MEXICO CITY (Reuters) – Bottlenecks for offloading imported fuel are forming at some Mexican oil ports following government orders to shut pipelines to limit losses from widespread fuel theft, according to traders and Refinitiv Eikon data.
With storage limited in Mexico, the move by President Andres Manuel Lopez Obrador to shut pipelines and move fuel mostly by rail and truck has slowed transport, causing long lines for consumers and slowed deliveries at ports, where more than 7 million barrels of fuel – enough for several days of use in Mexico – languish.
The crackdown on fuel theft, a crime that has drained billions of dollars from state coffers and is blamed for rising violence in some regions, is the leftist president’s first major move against criminals and corruption since taking office in December, but risks angering consumers and hurting the economy.
Lines of drivers snaked from gas stations in Mexico City on Wednesday as the government crackdown on fuel theft led to panic purchases, despite assurances from Lopez Obrador that his efforts were succeeding.
State-run Petroleos Mexicanos (Pemex) started building an inventory on Dec. 20 in preparation for pipeline closures, Energy minister Rocio Nahle said on Wednesday. She denied there was fuel scarcity in Mexico, which is among the world’s top four importers of gasoline.
But fuel distribution to stations has slowed in recent days because of a switch to much less efficient truck transportation. Backlogs of tankers bringing imported fuel have started forming around Pemex’s maritime terminals, which are not draining inventories at their typical rhythm, also creating delays for tanker unloading, the traders said.
As of Jan. 9, Mexico’s main port of entry for fuel imports, Pajaritos in the Gulf, had 15 tankers waiting to discharge, some of them since December. The neighbouring Tuxpan terminal had 9 tankers waiting to discharge gasoline and other fuel, including liquefied petroleum gas (LPG), according to the Eikon data.
The 24 vessels are jointly carrying about 7.2 million barrels of fuel, enough for nearly five days of consumption.
As limitations to import fuel by vessel have grown, Pemex’s trading arm PMI has tapped suppliers to secure fuel by rail from the United States, one of the traders added.
“PMI is securing as much by rail as possible, both for gasoline and ultra low sulphur diesel (ULSD).
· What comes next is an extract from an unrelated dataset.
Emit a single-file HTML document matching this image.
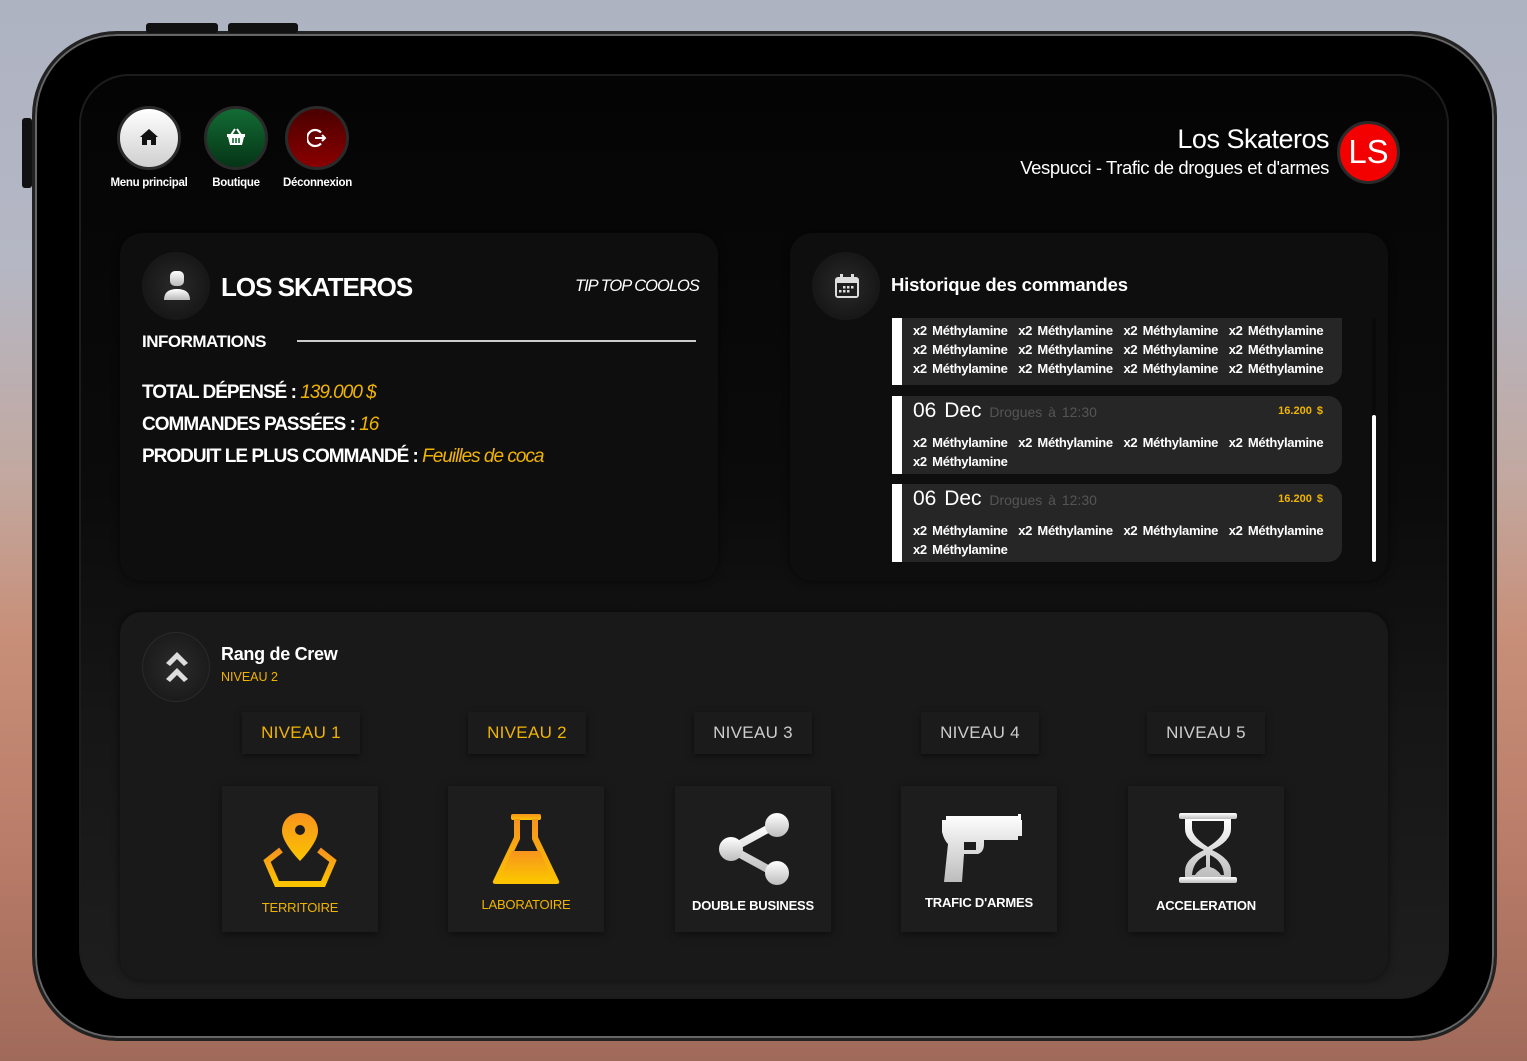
<!DOCTYPE html>
<html><head><meta charset="utf-8">
<style>
*{margin:0;padding:0;box-sizing:border-box}
body{width:1527px;height:1061px;overflow:hidden;position:relative;font-family:"Liberation Sans",sans-serif;
background:linear-gradient(180deg,#aeb3c2 0%,#b5b7c4 25%,#c2a8a0 45%,#c88f78 60%,#b97c68 80%,#a06a5a 100%);}
.abs{position:absolute}
.tablet{left:32px;top:31px;width:1465px;height:1010px;border-radius:85px;background:#000;border:3px solid #222;box-shadow:0 0 0 2px #666 inset}
.screen{left:79px;top:74px;width:1370px;height:925px;border-radius:50px;background:linear-gradient(180deg,#040404 0%,#0b0b0b 45%,#161616 70%,#1e1e1e 100%);border:2px solid #1c1c1c}
.panel{border-radius:22px;background:#0e0e0e;box-shadow:0 0 8px rgba(0,0,0,.6)}
.circ{border-radius:50%;border:3px solid #2a2a2a}
.lbl{color:#fff;font-weight:bold;font-size:11.5px;text-align:center;letter-spacing:-.3px}
.w{color:#fff}
.y{color:#f0b400}
.item{position:absolute;left:892px;width:450px;background:#262626;border-radius:0 14px 14px 0;border-left:10px solid #fff;padding:0 0 0 11px;color:#fff;font-weight:bold;font-size:13px;line-height:19px;letter-spacing:-.3px;word-spacing:2px}
.niv{position:absolute;top:712px;width:118px;height:42px;background:#1b1b1b;box-shadow:0 2px 6px rgba(0,0,0,.5);font-size:17px;text-align:center;line-height:42px;letter-spacing:.3px}
.card{position:absolute;top:786px;width:156px;height:146px;background:#1d1d1d;box-shadow:0 2px 8px rgba(0,0,0,.5)}
.card span{position:absolute;left:0;right:0;text-align:center;font-size:13px;font-weight:bold;letter-spacing:-.2px}
</style></head><body>
<div class="abs tablet"></div>
<div class="abs" style="left:22px;top:118px;width:10px;height:70px;background:#111;border-radius:3px"></div>
<div class="abs" style="left:146px;top:23px;width:72px;height:10px;background:#111;border-radius:3px"></div>
<div class="abs" style="left:228px;top:23px;width:70px;height:10px;background:#111;border-radius:3px"></div>
<div class="abs screen"></div>

<div class="abs circ" style="left:117px;top:106px;width:64px;height:64px;background:linear-gradient(#fff,#cfcfcf)"></div>
<svg class="abs" style="left:139px;top:127px" width="20" height="20" viewBox="0 0 20 20"><path d="M10 2 L19 10 L17 10 L17 18 L12 18 L12 13 L8 13 L8 18 L3 18 L3 10 L1 10Z" fill="#111"/></svg>
<div class="abs circ" style="left:204px;top:106px;width:64px;height:64px;background:linear-gradient(#136b34,#053516)"></div>
<svg class="abs" style="left:226px;top:128px" width="20" height="18" viewBox="0 0 20 18"><path d="M5 7 L9 1 M15 7 L11 1" stroke="#fff" stroke-width="2"/><path d="M1 6 H19 V9 H18 L16 17 H4 L2 9 H1Z" fill="#fff"/><path d="M7 10 V15 M10 10 V15 M13 10 V15" stroke="#136b34" stroke-width="1.6"/></svg>
<div class="abs circ" style="left:285px;top:106px;width:64px;height:64px;background:linear-gradient(#4a0000,#8a0000)"></div>
<svg class="abs" style="left:307px;top:128px" width="20" height="20" viewBox="0 0 20 20"><path d="M14 4.5 A8 8 0 1 0 14 15.5" fill="none" stroke="#fff" stroke-width="2.2"/><path d="M8 10 H18 M15 7 L18 10 L15 13" fill="none" stroke="#fff" stroke-width="2"/></svg>
<div class="abs lbl" style="left:100px;top:177px;width:98px">Menu principal</div>
<div class="abs lbl" style="left:196px;top:177px;width:80px">Boutique</div>
<div class="abs lbl" style="left:270px;top:177px;width:95px">Déconnexion</div>

<div class="abs w" style="right:198px;top:124px;font-size:27px;letter-spacing:-.5px">Los Skateros</div>
<div class="abs w" style="right:198px;top:157px;font-size:18.5px;letter-spacing:-.4px">Vespucci - Trafic de drogues et d'armes</div>
<div class="abs circ" style="left:1337px;top:121px;width:63px;height:63px;background:#f30000;color:#fff;font-size:33px;text-align:center;line-height:56px">LS</div>

<div class="abs panel" style="left:120px;top:233px;width:598px;height:348px"></div>
<div class="abs circ" style="left:142px;top:252px;width:68px;height:68px;background:radial-gradient(#2a2a2a,#111);border-color:#181818"></div>
<svg class="abs" style="left:162px;top:270px" width="30" height="32" viewBox="0 0 30 32"><defs><linearGradient id="g1" x1="0" y1="0" x2="0" y2="1"><stop offset="0" stop-color="#fff"/><stop offset="1" stop-color="#bbb"/></linearGradient></defs><rect x="8" y="1" width="14" height="15" rx="5" fill="url(#g1)"/><path d="M2 30 Q2 19 15 19 Q28 19 28 30Z" fill="url(#g1)"/></svg>
<div class="abs w" style="left:221px;top:272px;font-size:26px;font-weight:bold;letter-spacing:-1px">LOS SKATEROS</div>
<div class="abs w" style="left:575px;top:277px;font-size:16.5px;font-style:italic;letter-spacing:-1px">TIP TOP COOLOS</div>
<div class="abs w" style="left:142px;top:332px;font-size:17px;font-weight:bold;letter-spacing:-.5px">INFORMATIONS</div>
<div class="abs" style="left:297px;top:340px;width:399px;height:2px;background:#ccc"></div>
<div class="abs w" style="left:142px;top:377px;font-size:19px;font-weight:bold;letter-spacing:-1px;line-height:32px">TOTAL DÉPENSÉ : <span class="y" style="font-weight:normal;font-style:italic">139.000 $</span><br>COMMANDES PASSÉES : <span class="y" style="font-weight:normal;font-style:italic">16</span><br>PRODUIT LE PLUS COMMANDÉ : <span class="y" style="font-weight:normal;font-style:italic">Feuilles de coca</span></div>

<div class="abs panel" style="left:790px;top:233px;width:598px;height:348px"></div>
<div class="abs circ" style="left:812px;top:252px;width:68px;height:68px;background:radial-gradient(#2a2a2a,#111);border-color:#181818"></div>
<svg class="abs" style="left:834px;top:273px" width="26" height="26" viewBox="0 0 26 26"><rect x="1" y="4" width="24" height="21" rx="3" fill="#ddd"/><rect x="6" y="1" width="3" height="6" fill="#ddd"/><rect x="17" y="1" width="3" height="6" fill="#ddd"/><rect x="3" y="10" width="20" height="13" fill="#1e1e1e"/><g fill="#ddd"><rect x="9" y="13" width="2.5" height="2.5"/><rect x="13" y="13" width="2.5" height="2.5"/><rect x="17" y="13" width="2.5" height="2.5"/><rect x="5" y="17" width="2.5" height="2.5"/><rect x="9" y="17" width="2.5" height="2.5"/><rect x="13" y="17" width="2.5" height="2.5"/></g></svg>
<div class="abs w" style="left:891px;top:274px;font-size:18.5px;font-weight:bold;letter-spacing:-.2px">Historique des commandes</div>
<div class="abs" style="left:892px;top:318px;width:476px;height:250px;overflow:hidden">
 <div class="item" style="left:0;top:-30px;height:97px;padding-top:33px">x2 Méthylamine&nbsp; x2 Méthylamine&nbsp; x2 Méthylamine&nbsp; x2 Méthylamine<br>x2 Méthylamine&nbsp; x2 Méthylamine&nbsp; x2 Méthylamine&nbsp; x2 Méthylamine<br>x2 Méthylamine&nbsp; x2 Méthylamine&nbsp; x2 Méthylamine&nbsp; x2 Méthylamine</div>
</div>
<div class="item" style="top:396px;height:78px;padding-top:3px"><div style="font-weight:normal;font-size:21px;line-height:24px;letter-spacing:0">06 Dec <span style="font-size:14px;color:#555">Drogues à 12:30</span><span class="y" style="position:absolute;right:19px;top:8px;font-size:11px;font-weight:bold;line-height:14px">16.200 $</span></div><div style="margin-top:9px">x2 Méthylamine&nbsp; x2 Méthylamine&nbsp; x2 Méthylamine&nbsp; x2 Méthylamine<br>x2 Méthylamine</div></div>
<div class="item" style="top:484px;height:78px;padding-top:3px"><div style="font-weight:normal;font-size:21px;line-height:24px;letter-spacing:0">06 Dec <span style="font-size:14px;color:#555">Drogues à 12:30</span><span class="y" style="position:absolute;right:19px;top:8px;font-size:11px;font-weight:bold;line-height:14px">16.200 $</span></div><div style="margin-top:9px">x2 Méthylamine&nbsp; x2 Méthylamine&nbsp; x2 Méthylamine&nbsp; x2 Méthylamine<br>x2 Méthylamine</div></div>
<div class="abs" style="left:1372px;top:318px;width:4px;height:245px;background:#0a0a0a"></div>
<div class="abs" style="left:1372px;top:415px;width:4px;height:147px;background:#fff;border-radius:2px"></div>

<div class="abs panel" style="left:120px;top:612px;width:1268px;height:368px;background:#191919"></div>
<div class="abs circ" style="left:142px;top:632px;width:68px;height:70px;background:radial-gradient(#2c2c2c,#141414);border-color:#2a2a2a;border-width:1px"></div>
<svg class="abs" style="left:163px;top:649px" width="28" height="36" viewBox="0 0 28 36"><path d="M3 14 L14 3 L25 14 L21 17 L14 10 L7 17Z M3 30 L14 19 L25 30 L21 33 L14 26 L7 33Z" fill="#ddd"/></svg>
<div class="abs w" style="left:221px;top:644px;font-size:18px;font-weight:bold;letter-spacing:-.3px">Rang de Crew</div>
<div class="abs y" style="left:221px;top:670px;font-size:12.5px">NIVEAU 2</div>

<div class="niv y" style="left:242px">NIVEAU 1</div>
<div class="niv y" style="left:468px">NIVEAU 2</div>
<div class="niv" style="left:694px;color:#ccc">NIVEAU 3</div>
<div class="niv" style="left:921px;color:#ccc">NIVEAU 4</div>
<div class="niv" style="left:1147px;color:#ccc">NIVEAU 5</div>

<svg width="0" height="0" style="position:absolute"><defs>
<linearGradient id="yo" x1="0" y1="0" x2="0" y2="1"><stop offset="0" stop-color="#f7931e"/><stop offset="1" stop-color="#fbc400"/></linearGradient>
<linearGradient id="gr" x1="0" y1="0" x2="0" y2="1"><stop offset="0" stop-color="#fff"/><stop offset="1" stop-color="#bdbdbd"/></linearGradient></defs></svg>

<div class="card" style="left:222px">
 <svg style="position:absolute;left:40px;top:25px" width="76" height="76" viewBox="0 0 76 76"><path d="M38 2 C27 2 20 10 20 20 C20 32 38 50 38 50 C38 50 56 32 56 20 C56 10 49 2 38 2Z" fill="url(#yo)"/><circle cx="38" cy="19" r="5" fill="#1d1d1d"/><path d="M19 39 L5 50 L15 73 H61 L71 50 L57 39" fill="none" stroke="url(#yo)" stroke-width="6"/></svg>
 <span class="y" style="top:114px;font-weight:normal">TERRITOIRE</span></div>
<div class="card" style="left:448px">
 <svg style="position:absolute;left:44px;top:27px" width="68" height="72" viewBox="0 0 68 72"><rect x="19" y="1" width="30" height="6" rx="2" fill="url(#yo)"/><path d="M22 6 H28 V26 L9 66 H59 L40 26 V6 H46 V24 L67 68 Q68 71 64 71 H4 Q0 71 1 68 L22 24Z" fill="url(#yo)"/><path d="M20 38 H48 L61 67 H7Z" fill="url(#yo)"/></svg>
 <span class="y" style="top:111px;font-weight:normal">LABORATOIRE</span></div>
<div class="card" style="left:675px">
 <svg style="position:absolute;left:42px;top:27px" width="74" height="72" viewBox="0 0 74 72"><path d="M14 36 L58 12 M14 36 L58 60" stroke="url(#gr)" stroke-width="8"/><circle cx="14" cy="36" r="12" fill="url(#gr)"/><circle cx="60" cy="12" r="12" fill="url(#gr)"/><circle cx="60" cy="60" r="12" fill="url(#gr)"/></svg>
 <span class="w" style="top:112px">DOUBLE BUSINESS</span></div>
<div class="card" style="left:901px">
 <svg style="position:absolute;left:37px;top:28px" width="86" height="70" viewBox="0 0 86 70"><path d="M4 6 L8 6 L8 2 H80 V0 H83 V6 H84 V22 H80 V26 H46 V30 Q46 38 40 40 H26 L24 68 H6 L10 30 Q6 26 4 18Z" fill="url(#gr)"/><path d="M26 28 H38 V36 H26Z" fill="#1d1d1d"/></svg>
 <span class="w" style="top:109px">TRAFIC D'ARMES</span></div>
<div class="card" style="left:1128px">
 <svg style="position:absolute;left:49px;top:27px" width="62" height="72" viewBox="0 0 62 72"><rect x="2" y="0" width="58" height="6" rx="2" fill="url(#gr)"/><rect x="2" y="64" width="58" height="6" rx="2" fill="url(#gr)"/><path d="M8 6 L8 16 Q8 28 27 37 Q8 46 8 58 L8 64 H54 V58 Q54 46 35 37 Q54 28 54 16 V6Z" fill="url(#gr)"/><path d="M15 8 V15 Q15 24 31 34 Q47 24 47 15 V8Z" fill="#1d1d1d"/><path d="M15 62 Q16 48 29 42 V54 Q22 56 18 62Z M47 62 Q46 48 33 42 V54 Q40 56 44 62Z" fill="#1d1d1d"/></svg>
 <span class="w" style="top:112px">ACCELERATION</span></div>
</body></html>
This is limited by the rail loading and unloading capabilities still in both the U.S. and Mexico,” the trader said.
The company has had no problems finding suppliers in the United States, another trader said, adding that fuel shortages in some areas of Mexico are not the result of fewer imports, but caused by domestic distribution hiccups.
INSUFFICIENT DOMESTIC FUEL
Pemex is producing some 200,000 bpd of gasoline, Lopez Obrador said, slightly above November’s average of 171,700 bpd.
“There’s enough fuel in the country,” Lopez Obrador said on Monday. He said that retail domestic prices have not increased mostly because of lower international prices.
But Pemex’s fuel production dropped by 33 percent from January to November of last year compared with all of 2017, and it has recently struggled to maintain refineries in service.
To compensate for declining domestic fuel output, Pemex has ramped up imports. For last year through November, it purchased 975,200 bpd, about two thirds of Mexico’s consumption, compared with the 799,500 bpd it imported in 2016, which represented 49 percent of consumption.
Some independent retailers that started operating in Mexico because of the energy reform are separately importing themselves. All the purchases are making Mexico increasingly dependent on imported fuel, mostly from the United States.
But the country still only has enough storage capacity for three days of consumption, causing bottlenecks to show up quickly.
“More vessels booked from U.S. West Coast refineries in December, are on the way, causing more of a logjam. If the plan was to use trucks instead of pipelines to move product, it has failed,” one broker said.